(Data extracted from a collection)
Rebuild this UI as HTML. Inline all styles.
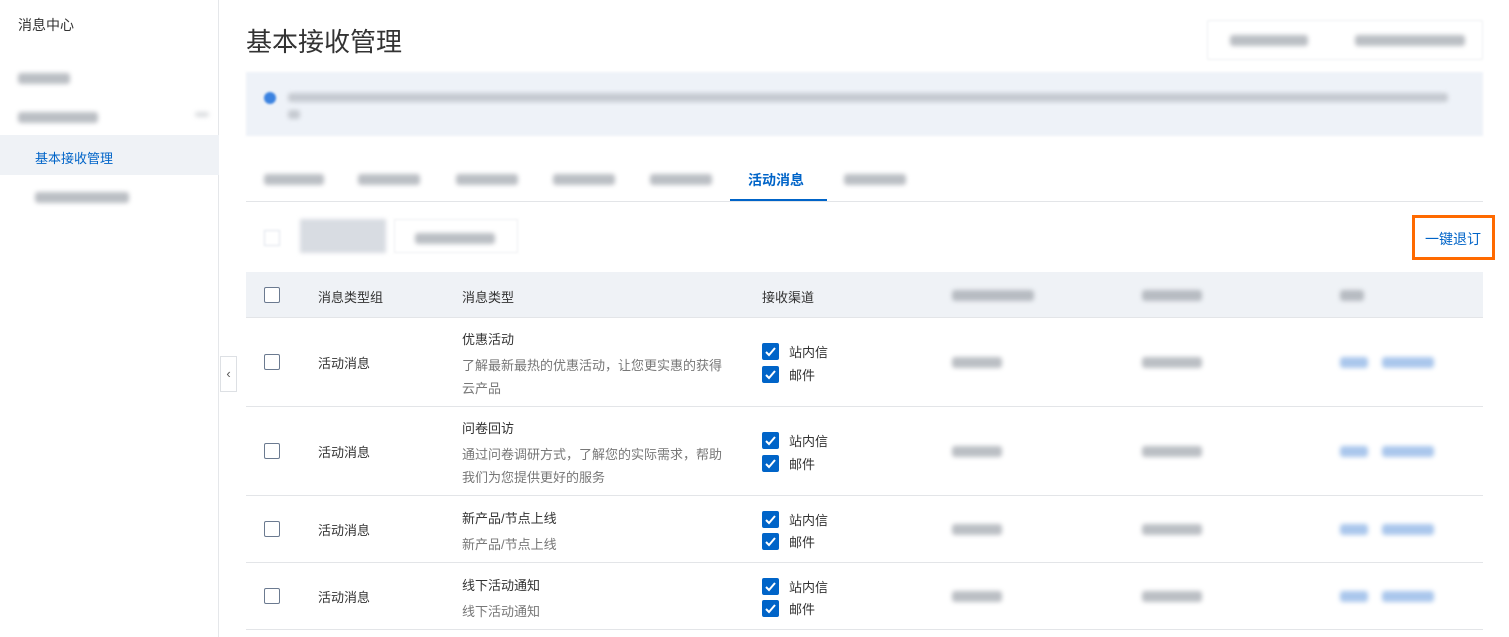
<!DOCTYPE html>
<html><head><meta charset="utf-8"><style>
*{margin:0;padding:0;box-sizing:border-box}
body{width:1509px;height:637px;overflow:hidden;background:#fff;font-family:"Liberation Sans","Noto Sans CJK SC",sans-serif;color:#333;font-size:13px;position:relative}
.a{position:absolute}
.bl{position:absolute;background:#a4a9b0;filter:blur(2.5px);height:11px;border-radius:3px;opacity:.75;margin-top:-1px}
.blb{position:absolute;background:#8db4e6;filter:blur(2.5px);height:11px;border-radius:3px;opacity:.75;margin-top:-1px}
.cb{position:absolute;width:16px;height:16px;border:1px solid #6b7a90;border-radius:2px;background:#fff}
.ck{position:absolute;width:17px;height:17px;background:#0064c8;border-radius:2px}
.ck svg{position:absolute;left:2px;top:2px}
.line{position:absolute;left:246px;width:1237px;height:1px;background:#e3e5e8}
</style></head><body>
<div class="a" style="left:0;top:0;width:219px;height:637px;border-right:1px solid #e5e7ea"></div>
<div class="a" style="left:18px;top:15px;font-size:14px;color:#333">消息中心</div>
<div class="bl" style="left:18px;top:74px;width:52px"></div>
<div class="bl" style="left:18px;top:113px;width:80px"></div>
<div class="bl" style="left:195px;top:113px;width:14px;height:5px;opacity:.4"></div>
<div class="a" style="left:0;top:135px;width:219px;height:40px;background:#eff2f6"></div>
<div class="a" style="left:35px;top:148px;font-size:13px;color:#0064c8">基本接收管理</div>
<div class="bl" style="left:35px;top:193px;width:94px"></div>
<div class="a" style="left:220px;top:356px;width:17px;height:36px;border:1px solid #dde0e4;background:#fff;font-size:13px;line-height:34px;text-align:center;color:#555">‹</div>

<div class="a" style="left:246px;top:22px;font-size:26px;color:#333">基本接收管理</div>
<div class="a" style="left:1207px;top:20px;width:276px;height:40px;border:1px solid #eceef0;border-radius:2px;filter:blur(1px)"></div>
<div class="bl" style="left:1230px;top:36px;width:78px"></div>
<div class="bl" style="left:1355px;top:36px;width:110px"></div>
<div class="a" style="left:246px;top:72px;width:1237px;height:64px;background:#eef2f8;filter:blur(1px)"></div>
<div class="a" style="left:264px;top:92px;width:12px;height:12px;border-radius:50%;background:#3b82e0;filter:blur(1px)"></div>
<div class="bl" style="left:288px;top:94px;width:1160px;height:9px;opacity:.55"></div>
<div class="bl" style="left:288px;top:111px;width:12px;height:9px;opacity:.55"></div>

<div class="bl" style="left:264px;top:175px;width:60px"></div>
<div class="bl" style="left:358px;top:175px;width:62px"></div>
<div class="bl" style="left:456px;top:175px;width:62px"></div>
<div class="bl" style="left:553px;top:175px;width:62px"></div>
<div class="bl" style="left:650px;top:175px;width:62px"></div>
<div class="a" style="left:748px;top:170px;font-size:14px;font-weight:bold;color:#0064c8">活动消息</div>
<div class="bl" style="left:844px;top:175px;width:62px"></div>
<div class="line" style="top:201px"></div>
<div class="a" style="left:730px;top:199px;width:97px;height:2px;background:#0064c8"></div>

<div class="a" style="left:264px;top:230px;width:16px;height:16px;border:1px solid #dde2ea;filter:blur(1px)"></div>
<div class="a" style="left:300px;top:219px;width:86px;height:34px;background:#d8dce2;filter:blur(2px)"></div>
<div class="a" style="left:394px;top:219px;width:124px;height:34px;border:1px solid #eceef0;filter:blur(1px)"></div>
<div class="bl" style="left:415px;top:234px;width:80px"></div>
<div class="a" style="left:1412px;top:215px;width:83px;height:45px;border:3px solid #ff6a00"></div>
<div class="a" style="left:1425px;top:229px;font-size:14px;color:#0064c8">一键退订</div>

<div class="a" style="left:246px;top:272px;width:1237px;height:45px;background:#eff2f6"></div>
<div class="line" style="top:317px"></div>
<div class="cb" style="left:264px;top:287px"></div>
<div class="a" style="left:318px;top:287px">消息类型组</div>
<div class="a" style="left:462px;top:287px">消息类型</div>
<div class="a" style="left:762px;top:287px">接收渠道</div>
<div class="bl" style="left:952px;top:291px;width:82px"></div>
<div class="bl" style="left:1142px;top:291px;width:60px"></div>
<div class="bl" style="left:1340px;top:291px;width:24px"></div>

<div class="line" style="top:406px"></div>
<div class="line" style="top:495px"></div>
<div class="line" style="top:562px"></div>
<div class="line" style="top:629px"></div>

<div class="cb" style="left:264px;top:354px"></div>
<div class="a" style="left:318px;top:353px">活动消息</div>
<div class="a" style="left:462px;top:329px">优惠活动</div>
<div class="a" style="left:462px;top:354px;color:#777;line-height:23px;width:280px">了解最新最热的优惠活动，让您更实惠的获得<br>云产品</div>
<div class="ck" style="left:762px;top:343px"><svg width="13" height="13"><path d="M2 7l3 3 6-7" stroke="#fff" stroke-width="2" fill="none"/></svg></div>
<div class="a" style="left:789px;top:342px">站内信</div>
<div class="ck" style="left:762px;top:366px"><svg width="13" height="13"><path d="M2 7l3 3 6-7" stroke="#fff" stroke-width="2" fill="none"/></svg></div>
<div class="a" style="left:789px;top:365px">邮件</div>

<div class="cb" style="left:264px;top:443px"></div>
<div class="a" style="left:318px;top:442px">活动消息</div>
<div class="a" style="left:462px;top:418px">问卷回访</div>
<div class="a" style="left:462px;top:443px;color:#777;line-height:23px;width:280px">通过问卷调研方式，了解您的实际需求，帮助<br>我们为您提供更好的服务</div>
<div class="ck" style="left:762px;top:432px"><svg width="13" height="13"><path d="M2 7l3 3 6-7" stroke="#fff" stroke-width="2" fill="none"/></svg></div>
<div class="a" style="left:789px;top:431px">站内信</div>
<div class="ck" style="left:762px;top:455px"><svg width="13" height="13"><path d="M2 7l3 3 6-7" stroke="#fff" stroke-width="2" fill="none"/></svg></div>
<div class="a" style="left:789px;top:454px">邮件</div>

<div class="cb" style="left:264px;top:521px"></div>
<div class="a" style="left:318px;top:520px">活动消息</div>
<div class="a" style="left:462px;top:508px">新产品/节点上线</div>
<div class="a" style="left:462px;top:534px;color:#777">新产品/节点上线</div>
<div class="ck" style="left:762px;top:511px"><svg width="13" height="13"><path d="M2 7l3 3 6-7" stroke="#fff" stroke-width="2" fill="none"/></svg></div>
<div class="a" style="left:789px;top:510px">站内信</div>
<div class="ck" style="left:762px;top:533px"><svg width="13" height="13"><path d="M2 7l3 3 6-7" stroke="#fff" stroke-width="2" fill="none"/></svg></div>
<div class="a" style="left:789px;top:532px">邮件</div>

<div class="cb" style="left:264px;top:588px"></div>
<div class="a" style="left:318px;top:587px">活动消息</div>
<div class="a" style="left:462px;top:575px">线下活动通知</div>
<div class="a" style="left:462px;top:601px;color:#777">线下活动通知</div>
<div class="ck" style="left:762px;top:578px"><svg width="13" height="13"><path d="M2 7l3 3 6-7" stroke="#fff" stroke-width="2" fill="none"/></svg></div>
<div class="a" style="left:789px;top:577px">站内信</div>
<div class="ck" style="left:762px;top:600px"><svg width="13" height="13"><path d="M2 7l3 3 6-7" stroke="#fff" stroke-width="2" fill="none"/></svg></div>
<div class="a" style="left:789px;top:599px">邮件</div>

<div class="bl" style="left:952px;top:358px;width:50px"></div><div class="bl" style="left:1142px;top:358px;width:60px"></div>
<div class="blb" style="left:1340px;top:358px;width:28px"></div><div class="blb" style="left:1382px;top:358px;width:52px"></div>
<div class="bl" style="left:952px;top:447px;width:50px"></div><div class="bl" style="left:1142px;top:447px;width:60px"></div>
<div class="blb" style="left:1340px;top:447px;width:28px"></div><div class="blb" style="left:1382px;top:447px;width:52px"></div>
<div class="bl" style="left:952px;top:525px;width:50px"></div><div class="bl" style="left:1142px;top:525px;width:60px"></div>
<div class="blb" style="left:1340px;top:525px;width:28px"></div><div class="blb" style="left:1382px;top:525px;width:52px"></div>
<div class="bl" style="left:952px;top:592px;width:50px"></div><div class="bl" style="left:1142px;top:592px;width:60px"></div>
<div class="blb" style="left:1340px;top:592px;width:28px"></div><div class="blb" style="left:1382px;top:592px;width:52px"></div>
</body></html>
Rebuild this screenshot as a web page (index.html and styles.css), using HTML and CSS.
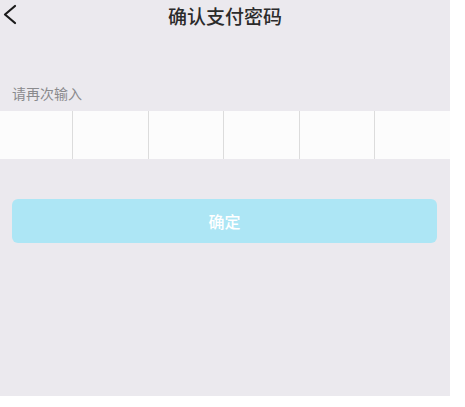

## Written task
Reproduce every line from the entries that holds the word "Rebuild".

## The completed task
Rebuild this UI as HTML. Inline all styles.
Rebuild this screenshot as a web page (index.html and styles.css), using HTML and CSS.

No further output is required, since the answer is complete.